- What to work on -
Copy out each line of the material in which the word "React" appears.

- Supplied material -
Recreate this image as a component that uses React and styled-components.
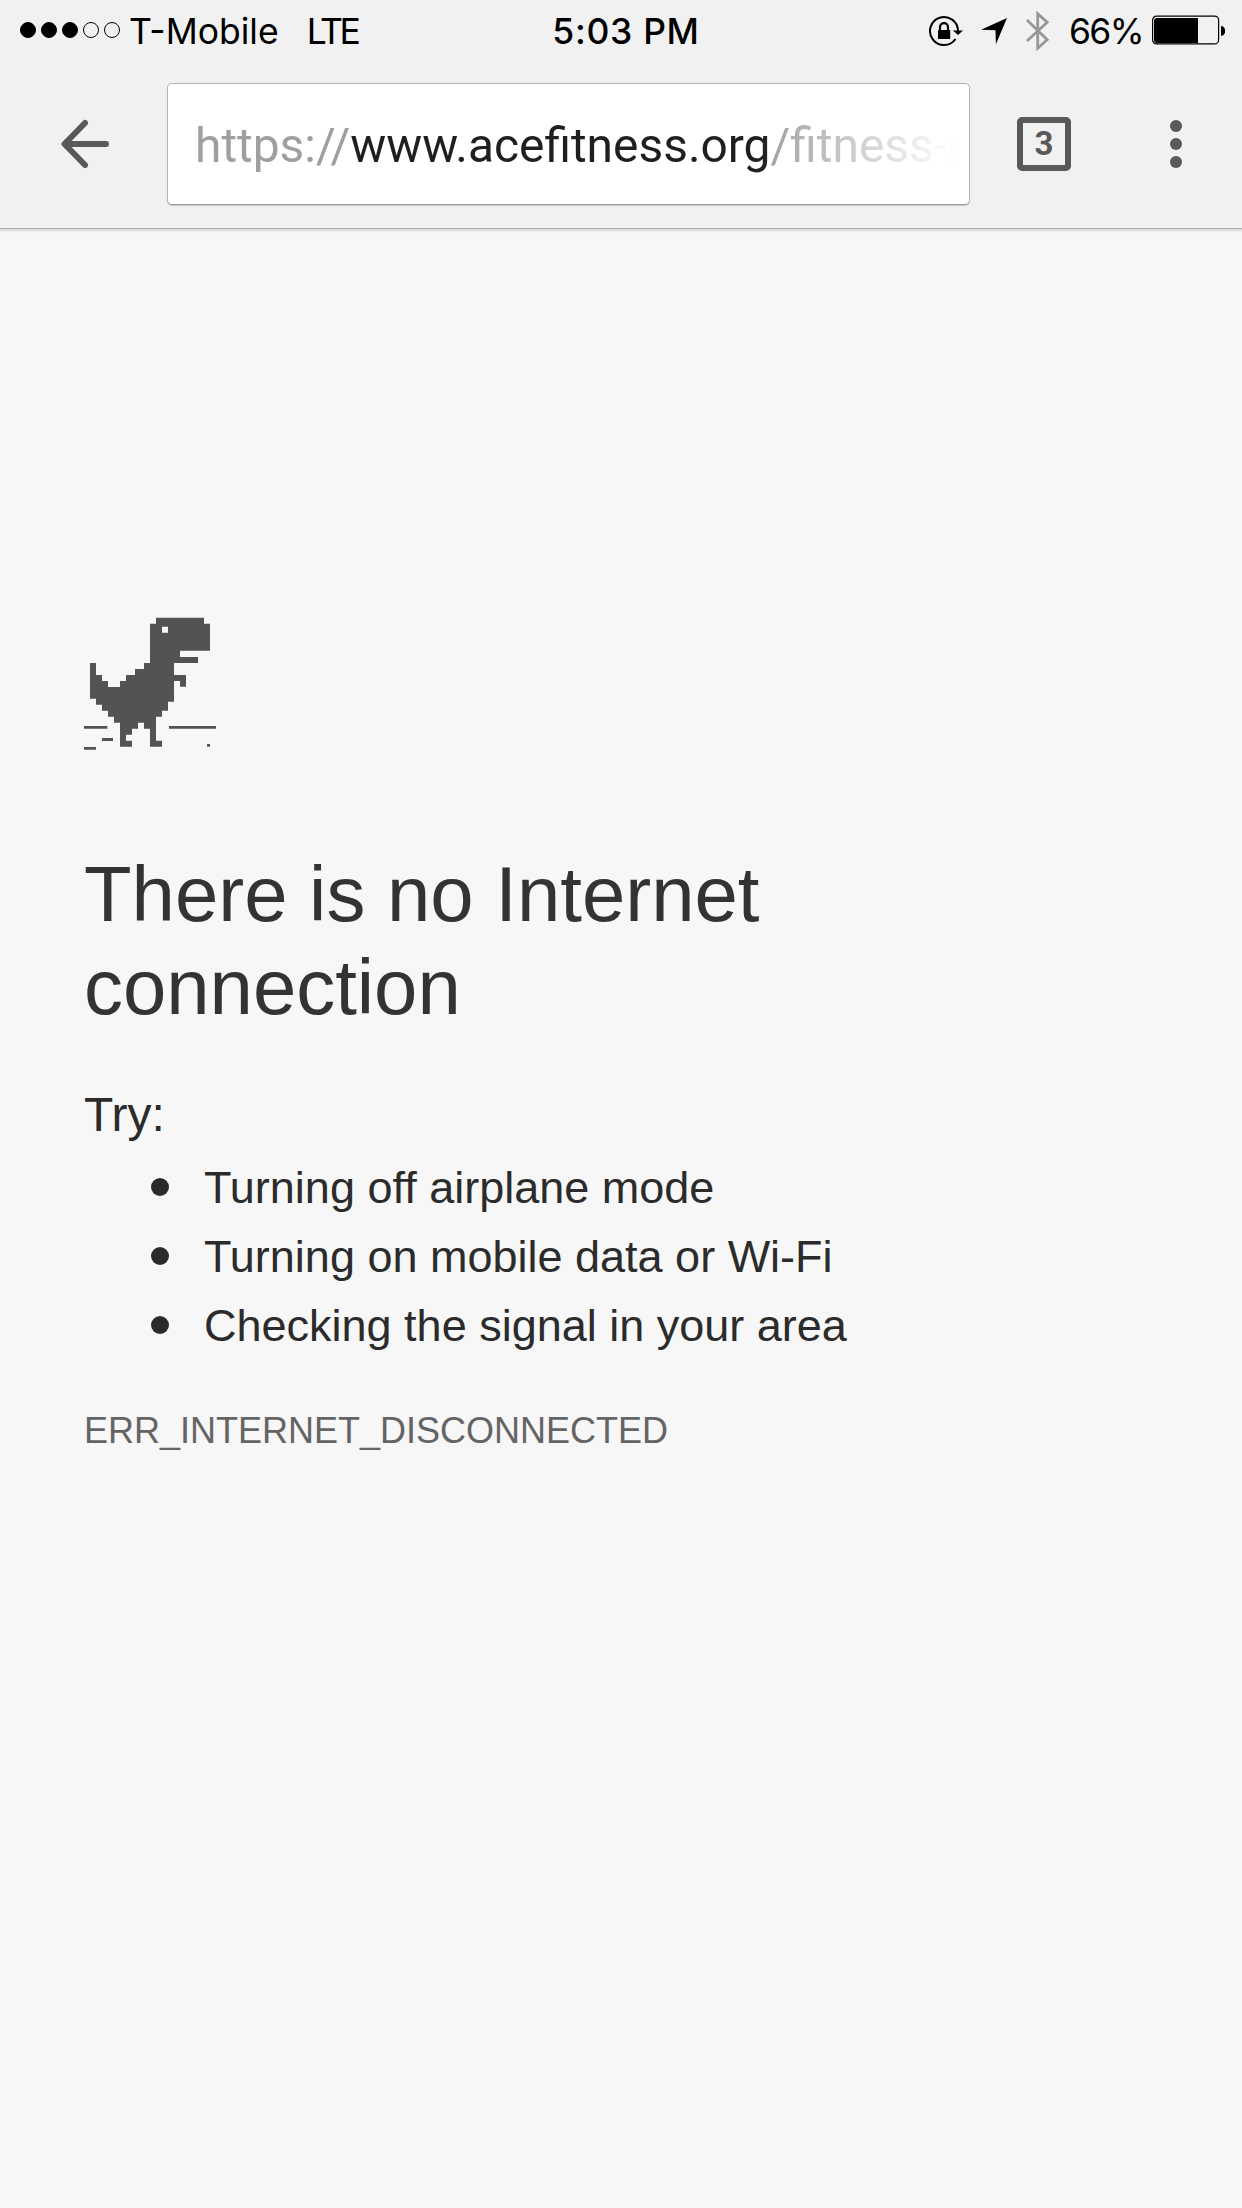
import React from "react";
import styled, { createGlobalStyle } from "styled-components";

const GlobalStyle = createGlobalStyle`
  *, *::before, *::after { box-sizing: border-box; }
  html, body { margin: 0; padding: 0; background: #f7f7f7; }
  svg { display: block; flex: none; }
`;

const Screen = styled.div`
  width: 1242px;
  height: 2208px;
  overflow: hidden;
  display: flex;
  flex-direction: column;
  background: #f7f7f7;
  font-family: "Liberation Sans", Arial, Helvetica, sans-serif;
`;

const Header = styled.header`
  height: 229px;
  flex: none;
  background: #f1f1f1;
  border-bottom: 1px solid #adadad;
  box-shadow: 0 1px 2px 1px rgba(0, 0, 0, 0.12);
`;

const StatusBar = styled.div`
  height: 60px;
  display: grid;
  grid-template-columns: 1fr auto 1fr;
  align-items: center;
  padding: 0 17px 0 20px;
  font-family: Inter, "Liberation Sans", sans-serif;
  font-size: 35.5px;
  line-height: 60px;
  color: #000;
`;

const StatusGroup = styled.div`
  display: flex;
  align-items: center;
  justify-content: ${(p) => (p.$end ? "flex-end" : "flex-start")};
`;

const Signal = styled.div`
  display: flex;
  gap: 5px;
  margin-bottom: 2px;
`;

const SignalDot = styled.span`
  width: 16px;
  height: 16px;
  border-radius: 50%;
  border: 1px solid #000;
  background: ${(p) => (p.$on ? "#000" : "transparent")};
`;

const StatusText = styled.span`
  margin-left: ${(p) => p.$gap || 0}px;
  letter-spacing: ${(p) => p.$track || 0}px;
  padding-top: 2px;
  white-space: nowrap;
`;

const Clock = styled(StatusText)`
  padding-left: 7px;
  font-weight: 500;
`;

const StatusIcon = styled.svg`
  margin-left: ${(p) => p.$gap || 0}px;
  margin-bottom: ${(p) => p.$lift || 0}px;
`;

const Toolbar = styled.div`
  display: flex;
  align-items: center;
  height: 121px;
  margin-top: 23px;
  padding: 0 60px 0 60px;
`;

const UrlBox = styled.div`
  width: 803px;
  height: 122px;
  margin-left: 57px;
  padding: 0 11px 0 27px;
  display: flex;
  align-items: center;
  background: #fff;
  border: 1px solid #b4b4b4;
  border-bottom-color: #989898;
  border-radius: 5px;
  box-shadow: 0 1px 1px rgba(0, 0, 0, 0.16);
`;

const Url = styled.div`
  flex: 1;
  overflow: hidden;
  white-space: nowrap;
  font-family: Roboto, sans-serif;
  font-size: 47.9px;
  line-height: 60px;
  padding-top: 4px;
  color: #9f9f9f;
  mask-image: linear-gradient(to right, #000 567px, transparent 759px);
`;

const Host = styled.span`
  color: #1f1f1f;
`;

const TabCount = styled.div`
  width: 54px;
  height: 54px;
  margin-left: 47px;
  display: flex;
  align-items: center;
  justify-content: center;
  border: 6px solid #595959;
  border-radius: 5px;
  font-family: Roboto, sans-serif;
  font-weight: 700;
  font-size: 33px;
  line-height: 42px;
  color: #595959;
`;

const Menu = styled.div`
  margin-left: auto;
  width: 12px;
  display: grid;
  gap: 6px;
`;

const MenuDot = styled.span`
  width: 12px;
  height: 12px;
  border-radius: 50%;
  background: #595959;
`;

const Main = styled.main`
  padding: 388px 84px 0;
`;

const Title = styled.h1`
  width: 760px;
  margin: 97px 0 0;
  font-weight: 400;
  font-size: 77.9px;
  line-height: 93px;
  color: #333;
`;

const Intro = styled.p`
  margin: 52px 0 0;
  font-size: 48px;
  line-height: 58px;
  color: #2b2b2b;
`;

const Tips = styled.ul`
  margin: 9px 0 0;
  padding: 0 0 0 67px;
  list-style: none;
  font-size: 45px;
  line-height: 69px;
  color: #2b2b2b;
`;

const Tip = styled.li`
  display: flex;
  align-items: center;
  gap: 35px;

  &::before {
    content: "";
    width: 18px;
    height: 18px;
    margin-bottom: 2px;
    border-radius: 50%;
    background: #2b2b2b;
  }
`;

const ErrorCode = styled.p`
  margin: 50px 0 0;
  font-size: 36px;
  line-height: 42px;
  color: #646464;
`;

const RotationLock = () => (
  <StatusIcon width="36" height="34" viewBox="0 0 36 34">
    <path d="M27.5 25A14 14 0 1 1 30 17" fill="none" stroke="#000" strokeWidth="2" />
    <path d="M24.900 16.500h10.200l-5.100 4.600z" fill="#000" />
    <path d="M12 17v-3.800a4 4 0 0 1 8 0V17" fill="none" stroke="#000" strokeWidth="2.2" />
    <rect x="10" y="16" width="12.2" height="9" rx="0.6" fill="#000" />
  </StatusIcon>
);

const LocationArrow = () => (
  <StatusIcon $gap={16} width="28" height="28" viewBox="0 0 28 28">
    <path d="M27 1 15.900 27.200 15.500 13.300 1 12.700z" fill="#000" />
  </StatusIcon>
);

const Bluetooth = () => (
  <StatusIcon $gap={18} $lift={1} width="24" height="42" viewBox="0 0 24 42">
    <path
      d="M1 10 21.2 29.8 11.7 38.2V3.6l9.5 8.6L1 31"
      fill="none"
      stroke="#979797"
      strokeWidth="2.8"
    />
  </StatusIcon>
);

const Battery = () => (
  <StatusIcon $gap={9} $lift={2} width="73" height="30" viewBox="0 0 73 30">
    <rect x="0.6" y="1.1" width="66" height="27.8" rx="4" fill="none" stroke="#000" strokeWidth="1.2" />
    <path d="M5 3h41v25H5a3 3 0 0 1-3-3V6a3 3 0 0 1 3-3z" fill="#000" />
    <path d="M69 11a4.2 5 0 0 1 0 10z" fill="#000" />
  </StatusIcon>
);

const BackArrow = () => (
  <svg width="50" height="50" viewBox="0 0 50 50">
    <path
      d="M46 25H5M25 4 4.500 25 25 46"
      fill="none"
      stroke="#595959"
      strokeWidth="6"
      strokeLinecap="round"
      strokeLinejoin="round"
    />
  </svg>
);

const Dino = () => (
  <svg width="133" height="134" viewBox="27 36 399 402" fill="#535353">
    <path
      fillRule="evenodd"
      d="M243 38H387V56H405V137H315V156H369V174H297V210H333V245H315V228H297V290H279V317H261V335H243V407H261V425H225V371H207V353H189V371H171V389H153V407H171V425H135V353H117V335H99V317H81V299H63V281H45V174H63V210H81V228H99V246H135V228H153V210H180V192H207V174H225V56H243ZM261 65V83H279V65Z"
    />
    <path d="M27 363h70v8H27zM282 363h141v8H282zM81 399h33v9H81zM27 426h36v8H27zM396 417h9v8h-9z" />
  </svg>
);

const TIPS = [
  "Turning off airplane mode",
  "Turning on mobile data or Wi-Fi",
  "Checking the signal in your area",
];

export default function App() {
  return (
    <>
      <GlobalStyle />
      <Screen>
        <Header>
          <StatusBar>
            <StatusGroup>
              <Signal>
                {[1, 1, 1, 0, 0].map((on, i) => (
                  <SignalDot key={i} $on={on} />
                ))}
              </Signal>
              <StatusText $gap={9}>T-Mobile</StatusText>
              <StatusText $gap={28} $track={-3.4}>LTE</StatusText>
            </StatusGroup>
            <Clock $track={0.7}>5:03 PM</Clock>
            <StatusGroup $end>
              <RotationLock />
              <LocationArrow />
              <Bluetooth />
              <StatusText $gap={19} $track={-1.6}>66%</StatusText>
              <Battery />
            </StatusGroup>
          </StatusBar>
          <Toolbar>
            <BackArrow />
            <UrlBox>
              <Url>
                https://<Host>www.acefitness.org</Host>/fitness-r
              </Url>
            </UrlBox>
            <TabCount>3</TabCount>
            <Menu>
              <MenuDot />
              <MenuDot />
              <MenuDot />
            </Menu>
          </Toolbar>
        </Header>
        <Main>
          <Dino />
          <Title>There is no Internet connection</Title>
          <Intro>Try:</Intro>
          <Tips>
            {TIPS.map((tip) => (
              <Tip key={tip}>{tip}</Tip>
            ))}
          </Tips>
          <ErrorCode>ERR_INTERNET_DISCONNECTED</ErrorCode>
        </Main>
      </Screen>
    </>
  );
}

- Response below -
Recreate this image as a component that uses React and styled-components.
import React from "react";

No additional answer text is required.